_Given data:_
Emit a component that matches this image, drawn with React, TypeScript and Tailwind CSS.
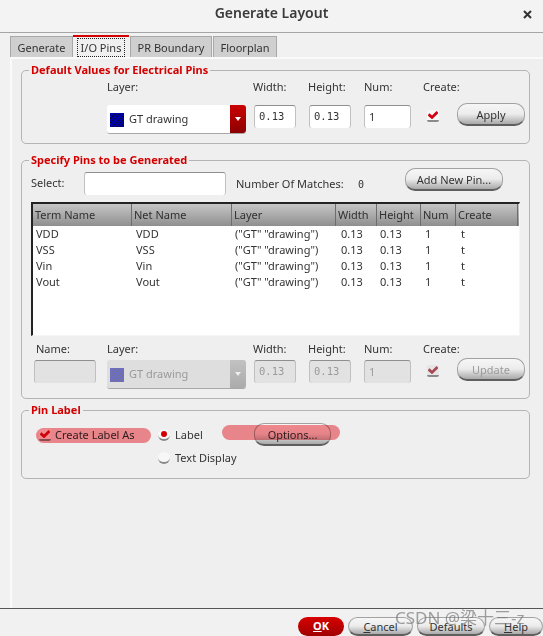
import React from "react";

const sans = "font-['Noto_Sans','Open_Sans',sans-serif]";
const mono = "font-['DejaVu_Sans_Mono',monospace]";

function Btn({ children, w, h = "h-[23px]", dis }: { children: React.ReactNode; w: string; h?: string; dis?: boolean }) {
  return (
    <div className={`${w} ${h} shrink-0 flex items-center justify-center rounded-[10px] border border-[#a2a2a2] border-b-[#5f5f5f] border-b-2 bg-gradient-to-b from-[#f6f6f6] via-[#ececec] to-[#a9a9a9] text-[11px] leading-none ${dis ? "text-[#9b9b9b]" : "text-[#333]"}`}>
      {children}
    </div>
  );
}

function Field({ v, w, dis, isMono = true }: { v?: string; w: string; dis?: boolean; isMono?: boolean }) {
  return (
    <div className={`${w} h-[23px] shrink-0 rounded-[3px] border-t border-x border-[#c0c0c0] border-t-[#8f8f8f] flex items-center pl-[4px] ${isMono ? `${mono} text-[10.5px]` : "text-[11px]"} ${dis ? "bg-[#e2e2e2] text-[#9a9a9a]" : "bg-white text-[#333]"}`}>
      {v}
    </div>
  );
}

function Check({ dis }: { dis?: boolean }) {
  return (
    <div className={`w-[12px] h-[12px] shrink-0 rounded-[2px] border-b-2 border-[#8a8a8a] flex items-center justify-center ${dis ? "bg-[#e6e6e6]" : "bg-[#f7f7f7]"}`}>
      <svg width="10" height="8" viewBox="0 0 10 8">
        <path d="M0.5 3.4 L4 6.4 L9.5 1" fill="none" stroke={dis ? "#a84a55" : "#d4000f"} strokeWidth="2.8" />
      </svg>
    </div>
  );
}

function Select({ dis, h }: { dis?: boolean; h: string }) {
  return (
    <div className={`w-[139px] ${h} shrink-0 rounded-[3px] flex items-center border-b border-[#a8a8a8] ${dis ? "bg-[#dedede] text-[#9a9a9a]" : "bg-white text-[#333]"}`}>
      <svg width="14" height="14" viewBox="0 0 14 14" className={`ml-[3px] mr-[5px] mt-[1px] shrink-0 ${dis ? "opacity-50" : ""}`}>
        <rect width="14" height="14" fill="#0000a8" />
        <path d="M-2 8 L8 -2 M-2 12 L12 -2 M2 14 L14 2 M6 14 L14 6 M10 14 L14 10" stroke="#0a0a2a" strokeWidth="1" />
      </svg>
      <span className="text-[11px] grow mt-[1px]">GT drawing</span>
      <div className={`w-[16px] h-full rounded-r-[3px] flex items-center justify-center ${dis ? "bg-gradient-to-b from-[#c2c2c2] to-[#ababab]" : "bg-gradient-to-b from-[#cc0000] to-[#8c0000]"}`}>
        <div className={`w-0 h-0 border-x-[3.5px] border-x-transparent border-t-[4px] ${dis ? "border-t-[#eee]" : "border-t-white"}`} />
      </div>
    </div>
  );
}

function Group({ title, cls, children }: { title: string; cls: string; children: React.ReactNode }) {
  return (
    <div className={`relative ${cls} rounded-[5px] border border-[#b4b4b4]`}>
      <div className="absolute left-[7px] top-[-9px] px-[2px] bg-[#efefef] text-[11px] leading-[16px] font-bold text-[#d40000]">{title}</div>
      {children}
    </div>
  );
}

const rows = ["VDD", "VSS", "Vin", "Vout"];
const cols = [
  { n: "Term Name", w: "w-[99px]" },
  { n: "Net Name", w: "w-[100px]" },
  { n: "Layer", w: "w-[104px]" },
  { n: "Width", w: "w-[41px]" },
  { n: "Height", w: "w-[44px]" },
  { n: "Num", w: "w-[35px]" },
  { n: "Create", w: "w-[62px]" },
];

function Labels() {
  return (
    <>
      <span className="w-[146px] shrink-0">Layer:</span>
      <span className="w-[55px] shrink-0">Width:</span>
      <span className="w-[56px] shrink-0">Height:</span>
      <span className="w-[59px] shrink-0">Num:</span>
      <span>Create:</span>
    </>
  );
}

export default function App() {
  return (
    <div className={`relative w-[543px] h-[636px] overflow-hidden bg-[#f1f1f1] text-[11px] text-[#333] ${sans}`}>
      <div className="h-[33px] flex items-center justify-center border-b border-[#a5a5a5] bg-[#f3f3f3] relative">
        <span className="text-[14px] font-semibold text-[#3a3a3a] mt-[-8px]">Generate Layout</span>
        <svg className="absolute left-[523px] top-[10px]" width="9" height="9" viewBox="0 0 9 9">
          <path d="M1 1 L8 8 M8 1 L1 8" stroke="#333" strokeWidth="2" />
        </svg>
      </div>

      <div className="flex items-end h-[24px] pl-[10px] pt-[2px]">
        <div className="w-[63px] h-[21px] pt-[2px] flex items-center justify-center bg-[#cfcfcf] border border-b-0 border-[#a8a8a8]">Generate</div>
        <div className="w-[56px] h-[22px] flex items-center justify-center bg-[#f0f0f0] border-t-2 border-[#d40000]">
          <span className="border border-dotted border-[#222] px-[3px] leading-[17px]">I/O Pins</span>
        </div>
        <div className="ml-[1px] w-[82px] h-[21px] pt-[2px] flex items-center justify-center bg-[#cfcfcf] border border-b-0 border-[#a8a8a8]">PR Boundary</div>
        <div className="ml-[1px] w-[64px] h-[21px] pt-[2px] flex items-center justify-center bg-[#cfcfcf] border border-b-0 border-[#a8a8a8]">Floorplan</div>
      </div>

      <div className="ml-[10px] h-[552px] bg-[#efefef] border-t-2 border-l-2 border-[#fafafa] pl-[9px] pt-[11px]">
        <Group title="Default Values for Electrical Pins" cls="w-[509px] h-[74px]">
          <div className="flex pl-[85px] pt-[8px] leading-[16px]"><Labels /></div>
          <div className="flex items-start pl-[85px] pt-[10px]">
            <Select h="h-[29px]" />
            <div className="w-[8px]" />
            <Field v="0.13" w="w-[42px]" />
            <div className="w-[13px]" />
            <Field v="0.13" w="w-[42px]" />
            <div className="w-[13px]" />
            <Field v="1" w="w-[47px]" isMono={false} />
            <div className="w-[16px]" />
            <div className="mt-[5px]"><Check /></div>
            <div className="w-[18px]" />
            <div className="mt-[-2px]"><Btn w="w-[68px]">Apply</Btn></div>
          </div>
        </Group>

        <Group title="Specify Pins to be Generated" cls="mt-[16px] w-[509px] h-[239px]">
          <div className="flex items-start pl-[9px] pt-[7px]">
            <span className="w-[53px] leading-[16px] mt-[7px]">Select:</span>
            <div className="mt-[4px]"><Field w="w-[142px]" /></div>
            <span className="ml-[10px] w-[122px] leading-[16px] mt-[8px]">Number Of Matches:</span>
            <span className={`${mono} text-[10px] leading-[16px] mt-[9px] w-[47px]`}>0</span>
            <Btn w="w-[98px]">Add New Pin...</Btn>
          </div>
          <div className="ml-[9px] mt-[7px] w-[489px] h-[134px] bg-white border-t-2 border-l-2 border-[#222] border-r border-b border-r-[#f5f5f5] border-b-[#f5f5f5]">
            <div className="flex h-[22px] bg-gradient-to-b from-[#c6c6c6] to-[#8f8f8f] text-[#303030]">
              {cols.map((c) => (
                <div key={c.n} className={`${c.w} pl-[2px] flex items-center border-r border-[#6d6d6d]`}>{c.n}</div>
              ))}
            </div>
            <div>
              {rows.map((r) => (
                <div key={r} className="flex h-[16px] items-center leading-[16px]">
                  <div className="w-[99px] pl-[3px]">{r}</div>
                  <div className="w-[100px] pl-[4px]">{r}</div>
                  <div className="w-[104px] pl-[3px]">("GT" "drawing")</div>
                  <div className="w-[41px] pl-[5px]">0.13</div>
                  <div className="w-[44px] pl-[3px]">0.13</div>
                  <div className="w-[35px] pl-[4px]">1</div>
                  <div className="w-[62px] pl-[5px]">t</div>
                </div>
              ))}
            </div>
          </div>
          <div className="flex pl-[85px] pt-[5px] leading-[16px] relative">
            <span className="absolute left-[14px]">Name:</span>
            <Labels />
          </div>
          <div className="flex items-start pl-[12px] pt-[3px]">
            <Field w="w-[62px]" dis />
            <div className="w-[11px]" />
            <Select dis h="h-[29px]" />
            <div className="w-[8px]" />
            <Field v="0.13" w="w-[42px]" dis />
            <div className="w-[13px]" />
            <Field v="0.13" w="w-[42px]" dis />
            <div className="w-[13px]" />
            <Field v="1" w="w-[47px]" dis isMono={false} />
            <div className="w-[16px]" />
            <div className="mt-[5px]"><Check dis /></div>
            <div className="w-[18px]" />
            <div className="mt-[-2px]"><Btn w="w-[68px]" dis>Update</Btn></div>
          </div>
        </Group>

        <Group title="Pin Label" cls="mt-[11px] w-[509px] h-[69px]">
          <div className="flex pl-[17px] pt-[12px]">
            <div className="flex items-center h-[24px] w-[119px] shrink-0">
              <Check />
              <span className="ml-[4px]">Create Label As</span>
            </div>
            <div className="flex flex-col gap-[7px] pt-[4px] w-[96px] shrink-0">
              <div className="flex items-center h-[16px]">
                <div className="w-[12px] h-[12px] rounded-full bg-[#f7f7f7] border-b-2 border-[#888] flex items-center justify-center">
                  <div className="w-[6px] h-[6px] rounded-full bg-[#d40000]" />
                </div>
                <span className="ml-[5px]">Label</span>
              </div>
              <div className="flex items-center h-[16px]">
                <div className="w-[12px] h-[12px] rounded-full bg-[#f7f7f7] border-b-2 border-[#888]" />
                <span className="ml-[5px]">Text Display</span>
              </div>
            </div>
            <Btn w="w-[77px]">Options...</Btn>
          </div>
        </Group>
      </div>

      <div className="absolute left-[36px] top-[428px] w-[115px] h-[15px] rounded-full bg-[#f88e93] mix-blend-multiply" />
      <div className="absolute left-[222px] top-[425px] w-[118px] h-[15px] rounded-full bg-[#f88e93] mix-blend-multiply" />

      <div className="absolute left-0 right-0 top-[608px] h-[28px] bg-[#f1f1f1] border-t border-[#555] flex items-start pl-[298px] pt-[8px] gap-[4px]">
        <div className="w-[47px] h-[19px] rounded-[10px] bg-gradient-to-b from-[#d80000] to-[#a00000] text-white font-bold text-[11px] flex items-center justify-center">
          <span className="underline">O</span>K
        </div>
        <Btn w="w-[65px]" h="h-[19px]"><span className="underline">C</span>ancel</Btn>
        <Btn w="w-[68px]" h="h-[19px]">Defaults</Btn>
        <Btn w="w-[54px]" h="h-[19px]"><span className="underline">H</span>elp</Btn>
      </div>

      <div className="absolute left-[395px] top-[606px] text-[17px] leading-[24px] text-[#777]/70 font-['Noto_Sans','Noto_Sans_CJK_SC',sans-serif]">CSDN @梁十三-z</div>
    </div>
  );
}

_Task directions:_ Return each line where "React" shows up.

_Response:_
Emit a component that matches this image, drawn with React, TypeScript and Tailwind CSS.
import React from "react";
function Btn({ children, w, h = "h-[23px]", dis }: { children: React.ReactNode; w: string; h?: string; dis?: boolean }) {
function Group({ title, cls, children }: { title: string; cls: string; children: React.ReactNode }) {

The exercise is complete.